Reuters reported that Lufthansa will hold an auction later this year for the 20% stake in its maintenance arm, while Air France-KLM stated last Friday that it was negotiating with Apollo about an investment in “an operating affiliate of Air France, owning of a pool of spare engines of Air France dedicated to its Engineering and Maintenance Activity.”
The Apollo deal will allow Air France-KLM to partially repay state aid, and while Lufthansa also owes large sums in this regard, questions were asked during a recent earnings call about why it is still pursuing a sale when its passenger and maintenance markets are picking up.

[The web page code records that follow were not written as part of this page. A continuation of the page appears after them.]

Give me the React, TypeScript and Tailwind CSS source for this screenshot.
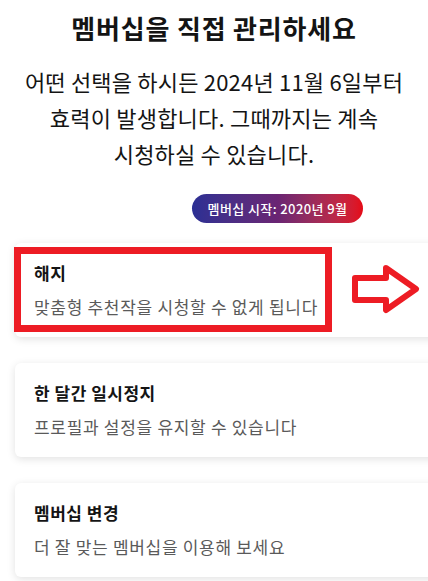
import React from 'react';

const options = [
  { title: '해지', desc: '맞춤형 추천작을 시청할 수 없게 됩니다', marked: true },
  { title: '한 달간 일시정지', desc: '프로필과 설정을 유지할 수 있습니다', marked: false },
  { title: '멤버십 변경', desc: '더 잘 맞는 멤버십을 이용해 보세요', marked: false },
];

const App: React.FC = () => {
  return (
    <div
      className="w-[428px] h-[581px] overflow-hidden bg-white text-[#141414]"
      style={{ fontFamily: '"Noto Sans CJK KR", "Noto Sans", sans-serif' }}
    >
      <h1 className="pt-[10px] text-center text-[26px] leading-[36px] font-bold tracking-[0.8px]">
        멤버십을 직접 관리하세요
      </h1>

      <p className="mt-[17px] text-center text-[22px] leading-[36px] tracking-[0.2px] text-[#141414]">
        어떤 선택을 하시든 2024년 11월 6일부터
        <br />
        효력이 발생합니다. 그때까지는 계속
        <br />
        시청하실 수 있습니다.
      </p>

      <div className="mt-[23px] flex justify-end pr-[65px]">
        <span className="h-[29px] w-[171px] flex items-center justify-center rounded-full bg-gradient-to-r from-[#2b2f94] via-[#6a2473] to-[#e50914] text-white text-[13px] font-medium tracking-[0.4px]">
          멤버십 시작: 2020년 9월
        </span>
      </div>

      {/* Options */}
      <div className="mt-[20px] pl-[15px] flex flex-col gap-[26px]">
        {options.map((opt) => (
          <div key={opt.title} className="relative w-[440px]">
            <div className="h-[94px] rounded-md bg-white shadow-[0_2px_8px_rgba(0,0,0,0.12)] px-[19px] pt-[18px]">
              <p className="text-[17px] leading-[24px] font-bold tracking-[0.5px] text-[#141414]">{opt.title}</p>
              <p className="mt-[10px] text-[17px] leading-[24px] tracking-[0.7px] text-[#5a5a5a]">{opt.desc}</p>
            </div>
            {opt.marked && (
              <>
                <div className="absolute left-[-1px] top-[4px] w-[318px] h-[85px] border-[7px] border-[#ed1c24]" />
                <svg
                  className="absolute left-[333px] top-[18px]"
                  width="76"
                  height="56"
                  viewBox="0 0 76 56"
                >
                  <polygon
                    points="7,17 38,17 38,7 68,28 38,49 38,39 7,39"
                    fill="white"
                    stroke="#ed1c24"
                    strokeWidth="6"
                    strokeLinejoin="round"
                  />
                </svg>
              </>
            )}
          </div>
        ))}
      </div>
    </div>
  );
};

export default App;
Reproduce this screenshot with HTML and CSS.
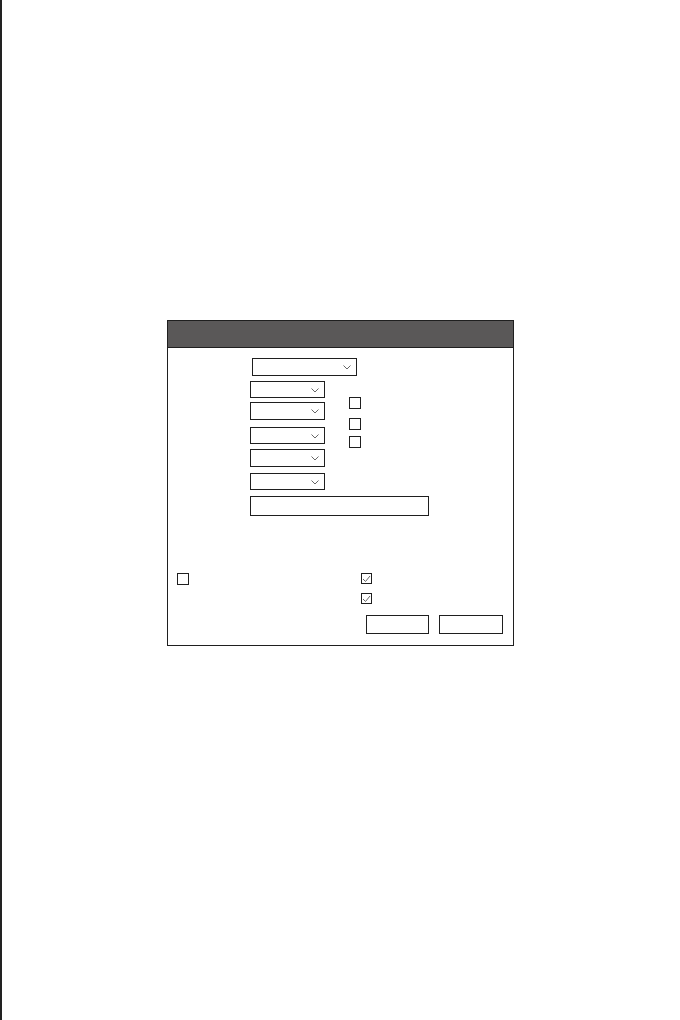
FILE: index.html
```html
<!DOCTYPE html>
<html>
<head>
<meta charset="utf-8">
<link rel="stylesheet" href="styles.css">
</head>
<body>
<div class="page">
  <div class="dialog">
    <div class="titlebar"></div>
    <div class="content">
      <div class="select select-wide">
        <svg class="chev" width="8" height="5" viewBox="0 0 8 5"><polyline points="0.5,0.5 4,4 7.5,0.5"/></svg>
      </div>
      <div class="mid">
        <div class="sel-col">
          <div class="select s1"><svg class="chev" width="8" height="5" viewBox="0 0 8 5"><polyline points="0.5,0.5 4,4 7.5,0.5"/></svg></div>
          <div class="select s2"><svg class="chev" width="8" height="5" viewBox="0 0 8 5"><polyline points="0.5,0.5 4,4 7.5,0.5"/></svg></div>
          <div class="select s3"><svg class="chev" width="8" height="5" viewBox="0 0 8 5"><polyline points="0.5,0.5 4,4 7.5,0.5"/></svg></div>
          <div class="select s4"><svg class="chev" width="8" height="5" viewBox="0 0 8 5"><polyline points="0.5,0.5 4,4 7.5,0.5"/></svg></div>
          <div class="select s5"><svg class="chev" width="8" height="5" viewBox="0 0 8 5"><polyline points="0.5,0.5 4,4 7.5,0.5"/></svg></div>
        </div>
        <div class="chk-col">
          <div class="box c1"></div>
          <div class="box c2"></div>
          <div class="box c3"></div>
        </div>
      </div>
      <div class="text-input"></div>
      <div class="bottom">
        <div class="bottom-left">
          <div class="box"></div>
        </div>
        <div class="bottom-right">
          <div class="box checked"><svg width="9" height="9" viewBox="0 0 9 9"><polyline points="1,5 3.5,7.5 8,2"/></svg></div>
          <div class="box checked second"><svg width="9" height="9" viewBox="0 0 9 9"><polyline points="1,5 3.5,7.5 8,2"/></svg></div>
          <div class="buttons">
            <div class="btn btn-ok"></div>
            <div class="btn btn-cancel"></div>
          </div>
        </div>
      </div>
    </div>
  </div>
</div>
</body>
</html>
```

FILE: styles.css
```css
* { box-sizing: border-box; }
html, body { margin: 0; padding: 0; background: #ffffff; }
body { font-family: "Liberation Sans", Arial, sans-serif; }

.page {
  width: 680px;
  height: 1020px;
  border-left: 2px solid #222222;
  padding-top: 320px;
  padding-left: 165px;
  overflow: hidden;
}

.dialog {
  width: 347px;
  height: 326px;
  border: 1.5px solid #1f1f1f;
  display: flex;
  flex-direction: column;
}

.titlebar {
  height: 27px;
  background: #5a5858;
  border-bottom: 1.5px solid #1f1f1f;
  flex: none;
}

.content {
  flex: 1;
  display: flex;
  flex-direction: column;
  padding-top: 10px;
}

.select {
  position: relative;
  height: 18px;
  border: 1.5px solid #1f1f1f;
  background: #fff;
}
.chev {
  position: absolute;
  right: 5px;
  top: 50%;
  margin-top: -2px;
}
.chev polyline, .checked polyline {
  fill: none;
  stroke: #666;
  stroke-width: 1;
}

.select-wide {
  width: 105px;
  margin-left: 84px;
}

.mid {
  display: flex;
  margin-top: 5px;
  margin-left: 82px;
}
.sel-col {
  display: flex;
  flex-direction: column;
  width: 75px;
}
.sel-col .select { height: 17px; }
.sel-col .s2, .sel-col .s4 { height: 18px; }
.s2 { margin-top: 4px; }
.s3 { margin-top: 7px; }
.s4 { margin-top: 5px; }
.s5 { margin-top: 6px; }

.chk-col {
  display: flex;
  flex-direction: column;
  margin-left: 24px;
}
.box {
  width: 12px;
  height: 12px;
  border: 1.5px solid #1f1f1f;
  background: #fff;
}
.c1 { margin-top: 16px; }
.c2 { margin-top: 9px; }
.c3 { margin-top: 6px; }

.text-input {
  width: 179px;
  height: 20px;
  margin-top: 6px;
  margin-left: 82px;
  border: 1.5px solid #1f1f1f;
}

.bottom {
  display: flex;
  margin-top: 57px;
}
.bottom-left {
  width: 193px;
  padding-left: 9px;
}
.bottom-right {
  display: flex;
  flex-direction: column;
}
.checked {
  width: 11px;
  height: 11px;
  display: flex;
  align-items: center;
  justify-content: center;
}
.checked svg { display: block; }
.second { margin-top: 9px; }

.buttons {
  display: flex;
  gap: 10px;
  margin-top: 11px;
  margin-left: 5px;
}
.btn {
  height: 19px;
  border: 1.5px solid #1f1f1f;
  background: #fff;
}
.btn-ok { width: 63px; }
.btn-cancel { width: 64px; }
```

In the first quarter, for instance, Lufthansa Technik revenue jumped 60%, driven by engine and component maintenance sales.
Lufthansa Group chief executive officer Carsten Spohr responded that the sale was never about easing COVID-19-related liquidity pressures, but was rather about the long-term positioning of Lufthansa Technik.
“There's a strategic reasoning here,” he said, noting that “bringing somebody else on onboard” would create “additional investment opportunities” for Lufthansa Technik—opportunities that its parent company, which wants to focus more on its core aircraft business, might struggle to provide.
And although Lufthansa has not confirmed the Reuters story, private equity firms appear to be the most likely candidates to create the investment opportunities that Spohr described.
“This is not part of our liquidity management or planning, rather of our strategic positioning of the group in its various parts for the long-term future,” Spohr added.